====== Recorded data ======

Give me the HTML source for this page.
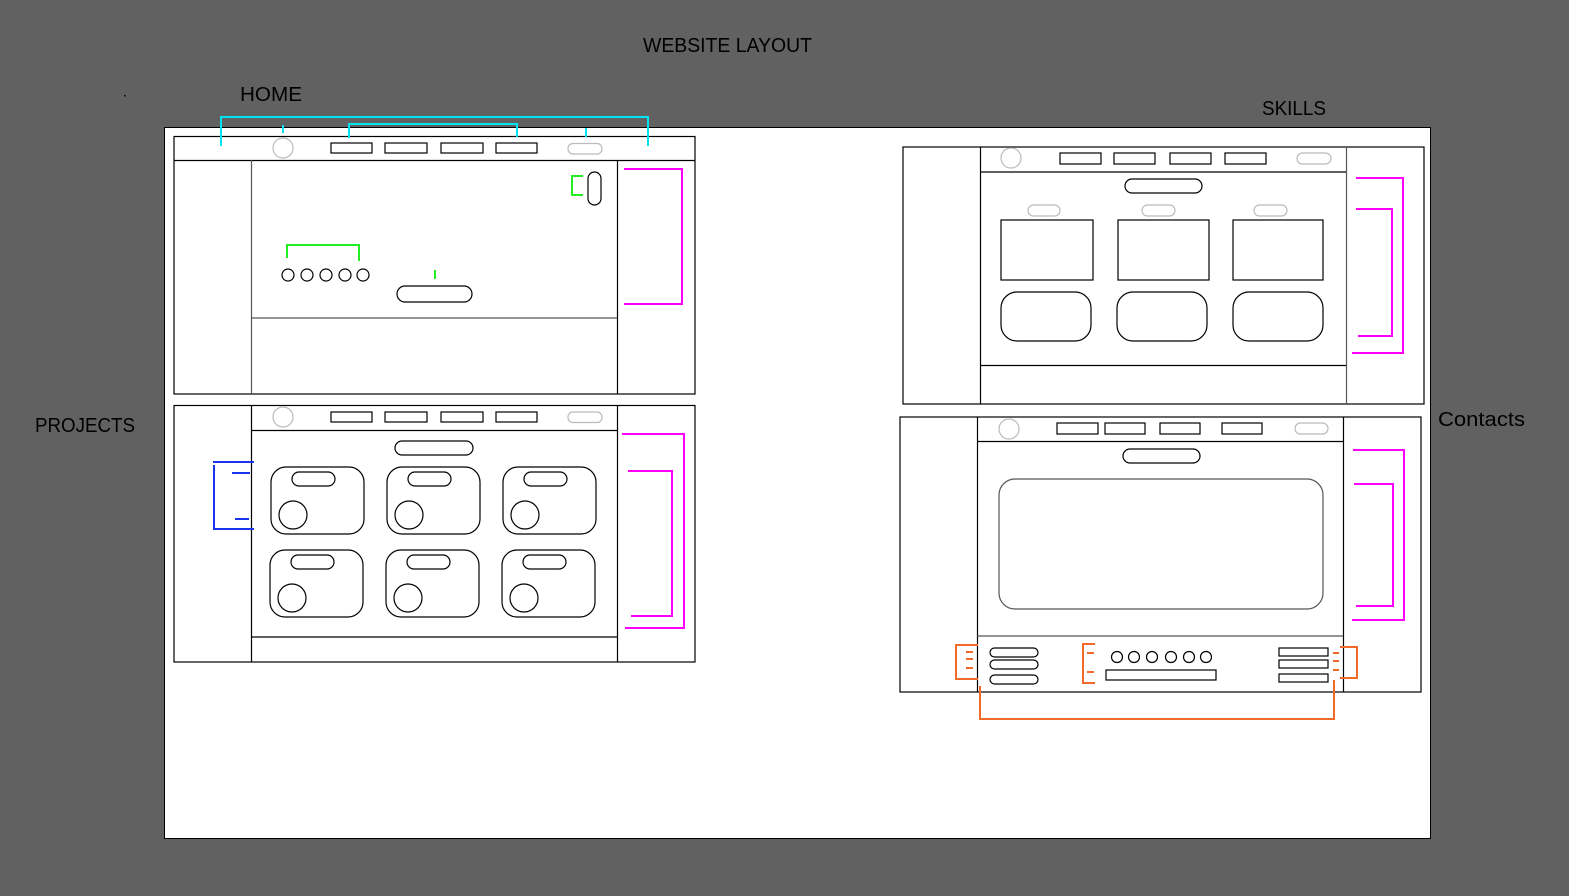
<!DOCTYPE html>
<html><head><meta charset="utf-8"><style>
html,body{margin:0;padding:0;background:#616161;}
svg{display:block}
text{font-family:"Liberation Sans",sans-serif;fill:#000;font-size:20px}
</style></head><body>
<svg width="1569" height="896" viewBox="0 0 1569 896" xmlns="http://www.w3.org/2000/svg">
<rect width="1569" height="896" fill="#616161"/>
<rect x="164.5" y="127.5" width="1266" height="711" fill="#fff" stroke="#000" stroke-width="1"/>

<text x="643" y="52" textLength="169" lengthAdjust="spacingAndGlyphs">WEBSITE LAYOUT</text>
<text x="240" y="101" textLength="62" lengthAdjust="spacingAndGlyphs">HOME</text>
<text x="1262" y="115" textLength="64" lengthAdjust="spacingAndGlyphs">SKILLS</text>
<text x="35" y="432" textLength="100" lengthAdjust="spacingAndGlyphs">PROJECTS</text>
<text x="1438" y="426" textLength="87" lengthAdjust="spacingAndGlyphs">Contacts</text>
<rect x="124" y="95" width="1.5" height="1.5" fill="#000"/>

<g fill="none" stroke="#000" stroke-width="1.2">
<!-- HOME -->
<rect x="174" y="136.5" width="521" height="257.5"/>
<line x1="174" y1="160.5" x2="695" y2="160.5"/>
<line x1="251.5" y1="160" x2="251.5" y2="394" stroke="#555"/>
<line x1="617.5" y1="160" x2="617.5" y2="394"/>
<line x1="251" y1="318" x2="617" y2="318" stroke="#555"/>
<circle cx="283" cy="148" r="10" stroke="#bbb"/>
<rect x="331" y="143" width="41" height="10"/><rect x="385" y="143" width="42" height="10"/><rect x="441" y="143" width="42" height="10"/><rect x="496" y="143" width="41" height="10"/>
<rect x="568" y="143.5" width="34" height="10.5" rx="5" stroke="#bbb"/>
<rect x="588" y="172" width="13" height="33" rx="6.5"/>
<circle cx="288" cy="275" r="6"/><circle cx="307" cy="275" r="6"/><circle cx="326" cy="275" r="6"/><circle cx="345" cy="275" r="6"/><circle cx="363" cy="275" r="6"/>
<rect x="397" y="286" width="75" height="16" rx="8"/>

<!-- PROJECTS -->
<rect x="174" y="405.5" width="521" height="256.5"/>
<line x1="251.5" y1="405" x2="251.5" y2="662"/>
<line x1="617.5" y1="405" x2="617.5" y2="662"/>
<line x1="251" y1="430.5" x2="617" y2="430.5"/>
<line x1="251" y1="637" x2="617" y2="637"/>
<circle cx="283" cy="417" r="10" stroke="#bbb"/>
<rect x="331" y="412" width="41" height="10"/><rect x="385" y="412" width="42" height="10"/><rect x="441" y="412" width="42" height="10"/><rect x="496" y="412" width="41" height="10"/>
<rect x="568" y="412" width="34" height="10.5" rx="5" stroke="#bbb"/>
<rect x="395" y="441" width="78" height="14" rx="7"/>
<g id="card"><rect x="271" y="467" width="93" height="67" rx="15"/><rect x="292" y="472" width="43" height="14" rx="7"/><circle cx="293" cy="515" r="14"/></g>
<use href="#card" x="116"/><use href="#card" x="232"/>
<use href="#card" x="-1" y="83"/><use href="#card" x="115" y="83"/><use href="#card" x="231" y="83"/>

<!-- SKILLS -->
<rect x="903" y="147" width="521" height="257"/>
<line x1="980.5" y1="147" x2="980.5" y2="404"/>
<line x1="1346.5" y1="147" x2="1346.5" y2="404" stroke="#555"/>
<line x1="980" y1="172" x2="1346" y2="172"/>
<line x1="980" y1="365.5" x2="1346" y2="365.5"/>
<circle cx="1011" cy="158" r="10" stroke="#bbb"/>
<rect x="1060" y="153" width="41" height="11"/><rect x="1114" y="153" width="41" height="11"/><rect x="1170" y="153" width="41" height="11"/><rect x="1225" y="153" width="41" height="11"/>
<rect x="1297" y="153" width="34" height="11" rx="5.5" stroke="#bbb"/>
<rect x="1125" y="179" width="77" height="14" rx="7"/>
<rect x="1028" y="205" width="32" height="11" rx="5.5" stroke="#bbb"/><rect x="1142" y="205" width="33" height="11" rx="5.5" stroke="#bbb"/><rect x="1254" y="205" width="33" height="11" rx="5.5" stroke="#bbb"/>
<rect x="1001" y="220" width="92" height="60"/><rect x="1118" y="220" width="91" height="60"/><rect x="1233" y="220" width="90" height="60"/>
<rect x="1001" y="292" width="90" height="49" rx="16"/><rect x="1117" y="292" width="90" height="49" rx="16"/><rect x="1233" y="292" width="90" height="49" rx="16"/>

<!-- CONTACTS -->
<rect x="900" y="417" width="521" height="275"/>
<line x1="977.5" y1="417" x2="977.5" y2="692"/>
<line x1="1343.5" y1="417" x2="1343.5" y2="692"/>
<line x1="977" y1="441.5" x2="1343" y2="441.5"/>
<line x1="977" y1="636" x2="1343" y2="636" stroke="#555"/>
<circle cx="1009" cy="429" r="10" stroke="#bbb"/>
<rect x="1057" y="423" width="41" height="11"/><rect x="1105" y="423" width="40" height="11"/><rect x="1160" y="423" width="40" height="11"/><rect x="1222" y="423" width="40" height="11"/>
<rect x="1295" y="423" width="33" height="11" rx="5.5" stroke="#bbb"/>
<rect x="1123" y="449" width="77" height="14" rx="7"/>
<rect x="999" y="479" width="324" height="130" rx="16" stroke="#555"/>
<rect x="990" y="648" width="48" height="9" rx="4.5"/><rect x="990" y="660" width="48" height="9" rx="4.5"/><rect x="990" y="675" width="48" height="9" rx="4.5"/>
<circle cx="1117" cy="657" r="5.5"/><circle cx="1134" cy="657" r="5.5"/><circle cx="1152" cy="657" r="5.5"/><circle cx="1171" cy="657" r="5.5"/><circle cx="1189" cy="657" r="5.5"/><circle cx="1206" cy="657" r="5.5"/>
<rect x="1106" y="670" width="110" height="10"/>
<rect x="1279" y="648" width="49" height="8"/><rect x="1279" y="660" width="49" height="8"/><rect x="1279" y="674" width="49" height="8"/>
</g>

<!-- cyan -->
<g fill="none" stroke="#00e5f0" stroke-width="2">
<path d="M221 146V117H648V146"/><path d="M283 125V133"/><path d="M349 138V124H517V137"/><path d="M586 128V137"/>
</g>
<!-- green -->
<g fill="none" stroke="#22ee22" stroke-width="2">
<path d="M583 176H572V195H583"/><path d="M287 258V245H359V261"/><path d="M435 270V279"/>
</g>
<!-- magenta -->
<g fill="none" stroke="#ff00ff" stroke-width="2">
<path d="M624 169H682V304H624"/>
<path d="M622 434H684V628H625"/><path d="M628 471H672V616H631"/>
<path d="M1356 178H1403V353H1352"/><path d="M1356 209H1392V336H1358"/>
<path d="M1353 450H1404V620H1352"/><path d="M1354 484H1393V606H1356"/>
</g>
<!-- blue -->
<g fill="none" stroke="#1a33ee" stroke-width="2">
<path d="M213 462H254"/><path d="M214 465V529H254"/><path d="M232 473H250"/><path d="M235 519H249"/>
</g>
<!-- orange -->
<g fill="none" stroke="#f26a2a" stroke-width="2">
<path d="M978 645H956V679H978"/><path d="M966 652H973M966 659H973M966 668H973"/>
<path d="M1095 644H1083V683H1095"/><path d="M1087 653H1094M1087 672H1094"/>
<path d="M1340 647H1357V678H1340"/><path d="M1333 653H1339M1333 661H1339M1333 670H1339"/>
<path d="M980 686V719H1334V680"/>
</g>
</svg>
</body></html>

======

Goal:
Using the data above, write out every line exactly, leaving the images behind.

Written answer:
Give me the HTML source for this page.
<!DOCTYPE html>
<html><head><meta charset="utf-8"><style>
html,body{margin:0;padding:0;background:#616161;}
svg{display:block}
text{font-family:"Liberation Sans",sans-serif;fill:#000;font-size:20px}
</style></head><body>
<svg width="1569" height="896" viewBox="0 0 1569 896" xmlns="http://www.w3.org/2000/svg">
<rect width="1569" height="896" fill="#616161"/>
<rect x="164.5" y="127.5" width="1266" height="711" fill="#fff" stroke="#000" stroke-width="1"/>

<text x="643" y="52" textLength="169" lengthAdjust="spacingAndGlyphs">WEBSITE LAYOUT</text>
<text x="240" y="101" textLength="62" lengthAdjust="spacingAndGlyphs">HOME</text>
<text x="1262" y="115" textLength="64" lengthAdjust="spacingAndGlyphs">SKILLS</text>
<text x="35" y="432" textLength="100" lengthAdjust="spacingAndGlyphs">PROJECTS</text>
<text x="1438" y="426" textLength="87" lengthAdjust="spacingAndGlyphs">Contacts</text>
<rect x="124" y="95" width="1.5" height="1.5" fill="#000"/>

<g fill="none" stroke="#000" stroke-width="1.2">
<!-- HOME -->
<rect x="174" y="136.5" width="521" height="257.5"/>
<line x1="174" y1="160.5" x2="695" y2="160.5"/>
<line x1="251.5" y1="160" x2="251.5" y2="394" stroke="#555"/>
<line x1="617.5" y1="160" x2="617.5" y2="394"/>
<line x1="251" y1="318" x2="617" y2="318" stroke="#555"/>
<circle cx="283" cy="148" r="10" stroke="#bbb"/>
<rect x="331" y="143" width="41" height="10"/><rect x="385" y="143" width="42" height="10"/><rect x="441" y="143" width="42" height="10"/><rect x="496" y="143" width="41" height="10"/>
<rect x="568" y="143.5" width="34" height="10.5" rx="5" stroke="#bbb"/>
<rect x="588" y="172" width="13" height="33" rx="6.5"/>
<circle cx="288" cy="275" r="6"/><circle cx="307" cy="275" r="6"/><circle cx="326" cy="275" r="6"/><circle cx="345" cy="275" r="6"/><circle cx="363" cy="275" r="6"/>
<rect x="397" y="286" width="75" height="16" rx="8"/>

<!-- PROJECTS -->
<rect x="174" y="405.5" width="521" height="256.5"/>
<line x1="251.5" y1="405" x2="251.5" y2="662"/>
<line x1="617.5" y1="405" x2="617.5" y2="662"/>
<line x1="251" y1="430.5" x2="617" y2="430.5"/>
<line x1="251" y1="637" x2="617" y2="637"/>
<circle cx="283" cy="417" r="10" stroke="#bbb"/>
<rect x="331" y="412" width="41" height="10"/><rect x="385" y="412" width="42" height="10"/><rect x="441" y="412" width="42" height="10"/><rect x="496" y="412" width="41" height="10"/>
<rect x="568" y="412" width="34" height="10.5" rx="5" stroke="#bbb"/>
<rect x="395" y="441" width="78" height="14" rx="7"/>
<g id="card"><rect x="271" y="467" width="93" height="67" rx="15"/><rect x="292" y="472" width="43" height="14" rx="7"/><circle cx="293" cy="515" r="14"/></g>
<use href="#card" x="116"/><use href="#card" x="232"/>
<use href="#card" x="-1" y="83"/><use href="#card" x="115" y="83"/><use href="#card" x="231" y="83"/>

<!-- SKILLS -->
<rect x="903" y="147" width="521" height="257"/>
<line x1="980.5" y1="147" x2="980.5" y2="404"/>
<line x1="1346.5" y1="147" x2="1346.5" y2="404" stroke="#555"/>
<line x1="980" y1="172" x2="1346" y2="172"/>
<line x1="980" y1="365.5" x2="1346" y2="365.5"/>
<circle cx="1011" cy="158" r="10" stroke="#bbb"/>
<rect x="1060" y="153" width="41" height="11"/><rect x="1114" y="153" width="41" height="11"/><rect x="1170" y="153" width="41" height="11"/><rect x="1225" y="153" width="41" height="11"/>
<rect x="1297" y="153" width="34" height="11" rx="5.5" stroke="#bbb"/>
<rect x="1125" y="179" width="77" height="14" rx="7"/>
<rect x="1028" y="205" width="32" height="11" rx="5.5" stroke="#bbb"/><rect x="1142" y="205" width="33" height="11" rx="5.5" stroke="#bbb"/><rect x="1254" y="205" width="33" height="11" rx="5.5" stroke="#bbb"/>
<rect x="1001" y="220" width="92" height="60"/><rect x="1118" y="220" width="91" height="60"/><rect x="1233" y="220" width="90" height="60"/>
<rect x="1001" y="292" width="90" height="49" rx="16"/><rect x="1117" y="292" width="90" height="49" rx="16"/><rect x="1233" y="292" width="90" height="49" rx="16"/>

<!-- CONTACTS -->
<rect x="900" y="417" width="521" height="275"/>
<line x1="977.5" y1="417" x2="977.5" y2="692"/>
<line x1="1343.5" y1="417" x2="1343.5" y2="692"/>
<line x1="977" y1="441.5" x2="1343" y2="441.5"/>
<line x1="977" y1="636" x2="1343" y2="636" stroke="#555"/>
<circle cx="1009" cy="429" r="10" stroke="#bbb"/>
<rect x="1057" y="423" width="41" height="11"/><rect x="1105" y="423" width="40" height="11"/><rect x="1160" y="423" width="40" height="11"/><rect x="1222" y="423" width="40" height="11"/>
<rect x="1295" y="423" width="33" height="11" rx="5.5" stroke="#bbb"/>
<rect x="1123" y="449" width="77" height="14" rx="7"/>
<rect x="999" y="479" width="324" height="130" rx="16" stroke="#555"/>
<rect x="990" y="648" width="48" height="9" rx="4.5"/><rect x="990" y="660" width="48" height="9" rx="4.5"/><rect x="990" y="675" width="48" height="9" rx="4.5"/>
<circle cx="1117" cy="657" r="5.5"/><circle cx="1134" cy="657" r="5.5"/><circle cx="1152" cy="657" r="5.5"/><circle cx="1171" cy="657" r="5.5"/><circle cx="1189" cy="657" r="5.5"/><circle cx="1206" cy="657" r="5.5"/>
<rect x="1106" y="670" width="110" height="10"/>
<rect x="1279" y="648" width="49" height="8"/><rect x="1279" y="660" width="49" height="8"/><rect x="1279" y="674" width="49" height="8"/>
</g>

<!-- cyan -->
<g fill="none" stroke="#00e5f0" stroke-width="2">
<path d="M221 146V117H648V146"/><path d="M283 125V133"/><path d="M349 138V124H517V137"/><path d="M586 128V137"/>
</g>
<!-- green -->
<g fill="none" stroke="#22ee22" stroke-width="2">
<path d="M583 176H572V195H583"/><path d="M287 258V245H359V261"/><path d="M435 270V279"/>
</g>
<!-- magenta -->
<g fill="none" stroke="#ff00ff" stroke-width="2">
<path d="M624 169H682V304H624"/>
<path d="M622 434H684V628H625"/><path d="M628 471H672V616H631"/>
<path d="M1356 178H1403V353H1352"/><path d="M1356 209H1392V336H1358"/>
<path d="M1353 450H1404V620H1352"/><path d="M1354 484H1393V606H1356"/>
</g>
<!-- blue -->
<g fill="none" stroke="#1a33ee" stroke-width="2">
<path d="M213 462H254"/><path d="M214 465V529H254"/><path d="M232 473H250"/><path d="M235 519H249"/>
</g>
<!-- orange -->
<g fill="none" stroke="#f26a2a" stroke-width="2">
<path d="M978 645H956V679H978"/><path d="M966 652H973M966 659H973M966 668H973"/>
<path d="M1095 644H1083V683H1095"/><path d="M1087 653H1094M1087 672H1094"/>
<path d="M1340 647H1357V678H1340"/><path d="M1333 653H1339M1333 661H1339M1333 670H1339"/>
<path d="M980 686V719H1334V680"/>
</g>
</svg>
</body></html>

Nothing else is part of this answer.